Private equity is the sleeper story. Firms that stayed on the sidelines for years are now diving into gaming with surgical focus. They’re looking at mobile networks, middleware providers, localization companies anything with recurring revenue and long term scalability. It’s less about passion for games, more about predictable returns.
In plain terms: if you’re a studio with a strong niche, steady player base, or sought after tech, you’re on the radar. Deals are moving faster, and the window to stay truly independent may not stay open long.
IP Wars and Franchise Consolidation
In 2026, legacy IPs aren’t just collectibles they’re currency. Publishers and investors are circling studios with recognizable franchises and long tail fandoms, not for nostalgia’s sake, but because modern content strategy is built on cross media potential. If a game world can be a series, a film, a mobile spin off, and a merch empire, it’s not just valuable it’s irresistible.
This shift is making older franchises with dormant fanbases prime buyout bait. Whether it’s a cult hit from the PS2 era or a once popular mobile series, anything with built in lore and brand value is back on the table. It’s less about performance metrics and more about recognizability and adaptability.
What’s fueling this? Cross media licensing. Games that can stretch into Netflix shows, anime adaptations, board games, and physical collectibles are driving acquisition decisions. And the IPs that ship with that potential are worth more than a dozen untested originals.

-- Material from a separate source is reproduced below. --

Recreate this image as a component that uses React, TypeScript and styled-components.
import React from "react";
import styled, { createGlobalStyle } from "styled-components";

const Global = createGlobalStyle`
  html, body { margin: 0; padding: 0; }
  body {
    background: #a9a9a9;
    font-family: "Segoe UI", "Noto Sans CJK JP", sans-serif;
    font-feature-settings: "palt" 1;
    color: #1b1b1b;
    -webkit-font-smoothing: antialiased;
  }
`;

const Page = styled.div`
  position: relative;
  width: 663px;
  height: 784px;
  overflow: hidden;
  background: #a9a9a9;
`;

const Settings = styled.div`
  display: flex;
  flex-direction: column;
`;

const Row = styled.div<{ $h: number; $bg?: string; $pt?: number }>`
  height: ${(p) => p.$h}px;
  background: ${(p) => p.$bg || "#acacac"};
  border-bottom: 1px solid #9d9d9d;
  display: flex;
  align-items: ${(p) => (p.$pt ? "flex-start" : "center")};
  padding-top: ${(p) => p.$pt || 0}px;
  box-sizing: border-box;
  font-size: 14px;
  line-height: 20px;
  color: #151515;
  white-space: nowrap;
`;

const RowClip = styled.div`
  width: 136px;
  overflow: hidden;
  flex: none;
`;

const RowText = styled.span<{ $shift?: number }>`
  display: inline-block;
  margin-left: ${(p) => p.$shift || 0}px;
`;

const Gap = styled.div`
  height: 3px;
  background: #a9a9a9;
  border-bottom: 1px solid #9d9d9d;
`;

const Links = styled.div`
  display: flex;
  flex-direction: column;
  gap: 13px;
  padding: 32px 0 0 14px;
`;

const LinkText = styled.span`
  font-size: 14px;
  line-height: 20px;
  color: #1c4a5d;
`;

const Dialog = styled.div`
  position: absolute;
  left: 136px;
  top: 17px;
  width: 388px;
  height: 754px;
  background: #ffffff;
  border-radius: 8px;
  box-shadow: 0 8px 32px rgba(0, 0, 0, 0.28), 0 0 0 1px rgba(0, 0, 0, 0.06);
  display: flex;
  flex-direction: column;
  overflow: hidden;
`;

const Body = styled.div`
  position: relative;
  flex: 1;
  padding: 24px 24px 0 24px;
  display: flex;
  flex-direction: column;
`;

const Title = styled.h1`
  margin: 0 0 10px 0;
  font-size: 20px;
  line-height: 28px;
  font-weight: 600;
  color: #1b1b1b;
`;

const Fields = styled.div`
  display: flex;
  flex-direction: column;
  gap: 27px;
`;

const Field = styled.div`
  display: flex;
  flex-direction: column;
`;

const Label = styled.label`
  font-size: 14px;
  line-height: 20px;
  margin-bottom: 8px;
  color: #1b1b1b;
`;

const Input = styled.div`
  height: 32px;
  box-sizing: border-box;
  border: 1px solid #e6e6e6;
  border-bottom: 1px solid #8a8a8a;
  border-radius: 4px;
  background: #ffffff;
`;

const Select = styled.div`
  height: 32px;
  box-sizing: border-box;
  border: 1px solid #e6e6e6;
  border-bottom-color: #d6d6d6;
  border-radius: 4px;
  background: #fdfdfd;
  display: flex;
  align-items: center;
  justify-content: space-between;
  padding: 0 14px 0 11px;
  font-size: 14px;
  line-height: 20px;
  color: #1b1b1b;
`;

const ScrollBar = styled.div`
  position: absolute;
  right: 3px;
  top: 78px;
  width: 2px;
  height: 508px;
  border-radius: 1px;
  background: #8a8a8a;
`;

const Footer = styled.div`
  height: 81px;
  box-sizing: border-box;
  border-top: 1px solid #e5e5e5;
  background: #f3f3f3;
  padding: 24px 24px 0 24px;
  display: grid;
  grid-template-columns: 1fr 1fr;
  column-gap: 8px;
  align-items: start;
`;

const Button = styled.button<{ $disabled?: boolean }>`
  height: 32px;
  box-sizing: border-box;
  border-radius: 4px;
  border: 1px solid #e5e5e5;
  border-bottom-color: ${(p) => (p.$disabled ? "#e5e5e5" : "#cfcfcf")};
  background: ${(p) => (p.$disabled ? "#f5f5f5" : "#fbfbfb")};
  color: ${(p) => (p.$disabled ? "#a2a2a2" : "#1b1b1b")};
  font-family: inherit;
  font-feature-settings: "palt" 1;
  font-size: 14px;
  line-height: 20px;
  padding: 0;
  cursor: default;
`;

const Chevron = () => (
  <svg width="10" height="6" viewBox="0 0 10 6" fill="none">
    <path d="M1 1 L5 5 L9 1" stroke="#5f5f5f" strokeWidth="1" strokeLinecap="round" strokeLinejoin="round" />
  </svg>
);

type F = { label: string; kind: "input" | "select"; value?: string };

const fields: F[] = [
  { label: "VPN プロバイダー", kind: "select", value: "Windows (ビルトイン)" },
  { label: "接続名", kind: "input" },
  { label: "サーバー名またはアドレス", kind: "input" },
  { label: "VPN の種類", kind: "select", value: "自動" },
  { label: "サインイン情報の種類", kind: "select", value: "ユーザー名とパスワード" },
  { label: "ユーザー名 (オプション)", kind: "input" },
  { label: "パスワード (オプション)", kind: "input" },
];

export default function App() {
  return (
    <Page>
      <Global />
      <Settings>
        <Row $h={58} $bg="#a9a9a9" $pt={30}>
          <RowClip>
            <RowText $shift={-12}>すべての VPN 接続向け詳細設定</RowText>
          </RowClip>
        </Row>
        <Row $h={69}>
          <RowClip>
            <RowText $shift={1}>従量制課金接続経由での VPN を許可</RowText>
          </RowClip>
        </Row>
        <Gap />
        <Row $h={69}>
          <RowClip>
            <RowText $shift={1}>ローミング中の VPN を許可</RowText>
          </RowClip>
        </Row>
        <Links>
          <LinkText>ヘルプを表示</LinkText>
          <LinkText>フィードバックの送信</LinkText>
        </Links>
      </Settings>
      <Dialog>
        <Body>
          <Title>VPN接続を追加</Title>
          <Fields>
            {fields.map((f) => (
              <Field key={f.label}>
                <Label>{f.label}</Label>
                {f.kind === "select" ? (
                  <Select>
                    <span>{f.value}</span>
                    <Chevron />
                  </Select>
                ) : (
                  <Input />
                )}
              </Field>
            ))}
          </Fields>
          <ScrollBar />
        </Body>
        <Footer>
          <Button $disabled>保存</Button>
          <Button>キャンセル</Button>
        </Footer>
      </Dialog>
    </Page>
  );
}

Look at Embracer Group’s chunk by chunk acquisition of classic European IPs, or Microsoft’s strategic snatch of smaller studios with retro game catalogs. Even Netflix has been poking around gaming IPs to tighten content integration across its platform. The message is clear: own the story, and you own the monetization path.
The fight now isn’t just for development talent it’s for who controls the next metaverse ready franchise. And that battle is being fought in the IP vault.
The Subscription Factor

Gaming used to be about big releases and bigger marketing budgets. Now? It’s about who has the deepest content catalog locked behind a monthly payment. Subscription models didn’t just change how players access games they reshaped how companies think about scale. In 2026, the pressure to deliver an all you can play experience is pushing publishers to get bigger, faster.

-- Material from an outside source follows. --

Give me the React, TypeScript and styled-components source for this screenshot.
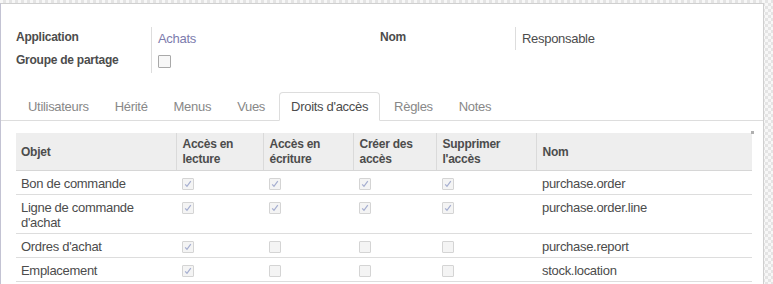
import styled, { createGlobalStyle } from 'styled-components'

const GlobalStyle = createGlobalStyle`
  html, body {
    margin: 0;
    padding: 0;
  }
  body {
    font-family: "Liberation Sans", Arial, sans-serif;
    font-size: 13px;
    letter-spacing: -0.3px;
    color: #4c4c4c;
    background-color: #f2f2f2;
    background-image: repeating-conic-gradient(#e4e4e4 0% 25%, #f7f7f7 0% 50%);
    background-size: 6px 6px;
    height: 284px;
    overflow: hidden;
  }
`

const Sheet = styled.div`
  margin-top: 3px;
  width: 764px;
  height: 290px;
  background: #fff;
  border: 1px solid #cfcfcf;
  border-left-color: #c3c3d3;
  box-sizing: border-box;
  position: relative;
`

const GroupRow = styled.div`
  display: flex;
  padding: 23px 0 0 15px;
`

const Group = styled.div<{ $width: number }>`
  width: ${(p) => p.$width}px;
  display: grid;
  grid-template-columns: 135px 1fr;
  grid-auto-rows: 23px;
`

const Label = styled.div`
  font-weight: bold;
  font-size: 12px;
  letter-spacing: -0.25px;
  display: flex;
  align-items: center;
  padding-bottom: 4px;
`

const Value = styled.div<{ $link?: boolean }>`
  border-left: 1px solid #ddd;
  padding-left: 6px;
  display: flex;
  align-items: center;
  color: ${(p) => (p.$link ? '#7c7bad' : '#4c4c4c')};
`

const Box = styled.span<{ $disabled?: boolean; $size: number }>`
  display: inline-flex;
  align-items: center;
  justify-content: center;
  width: ${(p) => p.$size}px;
  height: ${(p) => p.$size}px;
  border: 1px solid ${(p) => (p.$disabled ? '#d4d4d4' : '#a9a9a9')};
  background: ${(p) => (p.$disabled ? '#f4f4f4' : '#f7f7f7')};
  border-radius: 1px;
`

const Tabs = styled.div`
  display: flex;
  margin-top: 19px;
  padding-left: 15px;
  border-bottom: 1px solid #ddd;
  height: 28px;
`

const Tab = styled.div<{ $active?: boolean }>`
  padding: 0 11px;
  margin-right: 2px;
  display: flex;
  align-items: center;
  height: 29px;
  box-sizing: border-box;
  color: ${(p) => (p.$active ? '#4c4c4c' : '#888')};
  border: 1px solid ${(p) => (p.$active ? '#ddd' : 'transparent')};
  border-bottom-color: ${(p) => (p.$active ? '#fff' : 'transparent')};
  background: ${(p) => (p.$active ? '#fff' : 'transparent')};
  border-radius: 4px 4px 0 0;
  margin-bottom: -1px;
`

const TableWrap = styled.div`
  margin: 12px 0 0 15px;
  width: 736px;
`

const Table = styled.table`
  border-collapse: collapse;
  width: 736px;
  table-layout: fixed;
  line-height: 15px;
`

const Th = styled.th`
  background: #eee;
  text-align: left;
  font-weight: bold;
  font-size: 12px;
  letter-spacing: -0.25px;
  padding: 4px 5px 3px 6px;
  border-left: 1px solid #dadada;
  border-bottom: 1px solid #d6d6d6;
  vertical-align: middle;
  &:first-child {
    border-left: none;
    padding-left: 5px;
  }
`

const Td = styled.td`
  padding: 5px 5px 3px 6px;
  border-bottom: 1px solid #ddd;
  vertical-align: top;
  &:first-child {
    padding-left: 5px;
  }
`

const CellBox = styled.div`
  padding-top: 2px;
  height: 13px;
  line-height: 0;
`

const Handle = styled.span`
  position: absolute;
  left: 750px;
  top: 127px;
  width: 3px;
  height: 3px;
  background: #b0b0b0;
`

function Check({ on }: { on: boolean }) {
  return (
    <CellBox>
      <Box $disabled $size={10}>
        {on && (
          <svg width="8" height="8" viewBox="0 0 8 8">
            <path d="M1.2 4.3 L3 6.4 L6.8 1.2" fill="none" stroke="#a5aed0" strokeWidth="1.2" />
          </svg>
        )}
      </Box>
    </CellBox>
  )
}

const rows = [
  { name: 'Bon de commande', perms: [true, true, true, true], model: 'purchase.order' },
  { name: 'Ligne de commande d\'achat', perms: [true, true, true, true], model: 'purchase.order.line' },
  { name: 'Ordres d\'achat', perms: [true, false, false, false], model: 'purchase.report' },
  { name: 'Emplacement', perms: [true, false, false, false], model: 'stock.location' },
]

const tabs = ['Utilisateurs', 'Hérité', 'Menus', 'Vues', 'Droits d\'accès', 'Règles', 'Notes']

function App() {
  return (
    <>
      <GlobalStyle />
      <Sheet>
        <GroupRow>
          <Group $width={364}>
            <Label>Application</Label>
            <Value $link>Achats</Value>
            <Label>Groupe de partage</Label>
            <Value>
              <Box $size={11} />
            </Value>
          </Group>
          <Group $width={364}>
            <Label>Nom</Label>
            <Value>Responsable</Value>
          </Group>
        </GroupRow>
        <Tabs>
          {tabs.map((t) => (
            <Tab key={t} $active={t === 'Droits d\'accès'}>
              {t}
            </Tab>
          ))}
        </Tabs>
        <Handle />
        <TableWrap>
          <Table>
            <colgroup>
              <col style={{ width: 160 }} />
              <col style={{ width: 87 }} />
              <col style={{ width: 90 }} />
              <col style={{ width: 83 }} />
              <col style={{ width: 100 }} />
              <col style={{ width: 216 }} />
            </colgroup>
            <thead>
              <tr>
                <Th>Objet</Th>
                <Th>Accès en lecture</Th>
                <Th>Accès en écriture</Th>
                <Th>Créer des accès</Th>
                <Th>Supprimer l'accès</Th>
                <Th>Nom</Th>
              </tr>
            </thead>
            <tbody>
              {rows.map((r) => (
                <tr key={r.model}>
                  <Td>{r.name}</Td>
                  {r.perms.map((p, i) => (
                    <Td key={i}>
                      <Check on={p} />
                    </Td>
                  ))}
                  <Td>{r.model}</Td>
                </tr>
              ))}
            </tbody>
          </Table>
        </TableWrap>
      </Sheet>
    </>
  )
}

export default App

The logic is simple: the more content a service has, the harder it is for users to cancel. That has turned back catalogs, dormant IPs, and even struggling studios into hot acquisition targets. If your game library can promise depth and exclusivity, you control retention and by extension, revenue.
That’s the real reason M&A is moving at full speed. It’s not just about owning talent or launching hits. It’s about building a massive, sticky ecosystem that keeps subscribers locked in. Companies are stacking recognizable franchises and niche gems into their libraries, aiming to create the gaming equivalent of a Netflix binge.
For a closer look at how the subscription model is shaping game access, check out Why Subscription Services Are Revolutionizing Game Access.
Emerging Markets, Global Targets
In 2026, gaming’s M&A radar is locked on the global south. India, South America, and Southeast Asia are no longer just growth markets they’re strategic assets. With rising internet penetration, mobile first audiences, and a booming creator economy, these regions are becoming must haves for publishers and streaming platforms looking to expand their footprint fast.
Localization studios and regional creators are at the center of this global land grab. Their understanding of culture specific content makes them prime acquisition targets. Whether it’s a studio specializing in Hindi English voiceovers or a Filipino dev team with a knack for mobile first co op games, buyers want boots on the ground and a fast track to local audiences.
Even global streaming platforms are in the mix. These companies aren’t just buying access they’re buying relevance. Expect more deals pulling in development talent from Brazil to Vietnam to build regionally resonant games that play on a global level. For M&A in 2026, the message is clear: go global by going local.
What to Watch in the Second Half of 2026
Q2 numbers are in, and they’re setting the stage for a volatile second half. Don’t be surprised if some companies you thought were untouchable get picked up in quiet yet strategic deals. A few mid tier publishers overperformed, catching the eye of mega cap buyers flush with cash. Meanwhile, underperformers are quietly shopping for lifelines or looking for a clean exit.
Cloud gaming and VR are still the wildcard spaces. Expect movement from both tech giants and gaming native players. Several hardware firms are circling smaller cloud platforms, with an eye on bundling services into next gen subscription models. VR studio buyouts those with unique IP or engineering breakthroughs are also likely before year end, especially with play to own economies gaining traction.
Finally, watch for smaller publishers banding together. Defensive mergers and specialized alliances are trending among indie labels looking to hold their ground. Think resource sharing, joint publishing, and niche platforms pooling libraries to stay competitive while avoiding full acquisition. In a climate where scale is king, collaboration is survival.
Bottom Line for 2026
Consolidation in gaming promises market efficiency fewer silos, more shared tech, bigger pipelines. But there’s a cost. When scale becomes the priority, creative risk usually gets benched. Big publishers tend to play it safe, reusing formulas and leaning hard on known IPs. Inventive, genre bending games become harder to greenlight in an ecosystem built around quarterly growth targets.
So what does this mean in real terms? For gamers, it could mean less diversity in what hits shelves. For developers, especially in indie studios, the pressure mounts: sell now or survive solo in a market where distribution and discovery are increasingly controlled by the giants. Innovation doesn’t disappear it just gets squeezed into fewer corners.
Meanwhile, regulators are ramping up. Antitrust scrutiny is back in style, and gaming is now firmly on the radar. The U.S., EU, and major Asian markets are watching M&A moves more closely than ever. Whether this slows down the wave remains to be seen but it’s clear that 2026 isn’t just about who buys whom. It’s about what kind of industry we want left standing after the dust settles.